Autre exemple, celui de Maxime Nowak, pharmacien adjoint en Ile-de-France, qui s’est lancé, avec l’appui du titulaire, dans la réalisation de tests de diagnostic rapide des angines à streptocoques. Le jeune homme souligne le rôle d’aiguilleur du pharmacien : « en cas de suspicion d’angine à streptocoque, nous expliquons et proposons le streptotest au patient. Celui-ci se réalise en quelques minutes dans un espace de confidentialité, après un prélèvement oropharyngé. Selon le résultat on conseille des médicaments pour soulager les symptômes (test négatif) ou on oriente le malade vers son médecin pour une prescription d’antibiotiques ». Et la mission est loin d’être inutile : « sur huit tests réalisés cette année, un seul a été positif et a conduit à une consultation médicale », rapporte-t-il.
Les entretiens AVK plébiscités.
En ce qui concerne les entretiens AVK, le succès - de plus grande ampleur cette fois-ci - est également au rendez-vous : une étude de la CNAM montre qu’un an après leur légalisation, 63 % des officines ont mis en place ce dispositif et plus de 160 000 entretiens ont été réalisés. « Ces entretiens permettent au patient de mieux connaître leur traitement, d’autant plus que certains ne savent même pas pourquoi ils prennent des antivitamines K et ignorent tout de la coagulation ! », avance Sophie Conan, co-titulaire à Missillac (Loire-Atlantique), qui s’est lancée dans l’aventure depuis le début. Les patients reconnaissent eux aussi l’intérêt de ce programme : la majorité a pris conscience de l’importance du suivi et de la surveillance de l’INR. De plus, 92 % (des patients comme des pharmaciens) sont prêts à poursuivre ces entretiens pharmaceutiques.

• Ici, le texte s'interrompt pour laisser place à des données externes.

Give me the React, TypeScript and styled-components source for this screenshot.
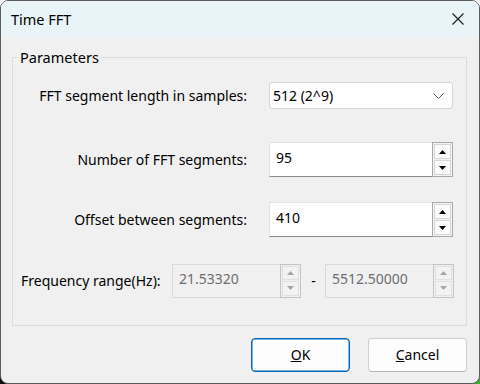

Une rémunération pas à la hauteur.
Cependant, l’enjeu financier pour le pharmacien n’est pas encore à la hauteur : la rémunération est de 40 euros pour deux entretiens annuels par patient pour les entretiens AVK ou Asthme. Elle est inexistante -ou pas encore déterminée- pour les autres missions. Et c’est là ou le bât blesse : « nous avons beaucoup de travail au comptoir et en back-officine. Or ces nouvelles missions sont chronophages. Pour pouvoir consacrer le temps nécessaire à ces entretiens, il nous faudrait embaucher une personne supplémentaire. Ce qui n’est pas envisageable sans financement adéquat », regrette Sophie Conan. En plus, la rémunération prévue par l’assurance-maladie a été versée très tardivement pour les entretiens AVK réalisés, ce qui n’a pas poussé la pharmacie de Missillac à poursuivre dans cette voie.
En ce qui concerne les services pharmaceutiques non rémunérés par l’assurance-maladie, ceux-ci peuvent parfois être pris en charge par certaines mutuelles, ou par les ARS dans le cadre de projets d’éducation thérapeutique (comme c’est le cas du projet de Denis Cassaing), ou finalement, ils restent à la charge du patient (comme les streptotests de Maxime Nowak)... Ou du pharmacien.
Par ailleurs, se lancer dans les nouvelles missions pharmaceutiques demande des convictions et de l’investissement personnel. Une formation est nécessaire à la mise en place de chaque nouvelle mission, et il faut de l’énergie pour convaincre les médecins et les patients - souvent pas ou mal informés- de l’intérêt que présente pour eux ces programmes. Le chemin est encore long avant que ces nouveaux services intègrent le quotidien des officinaux.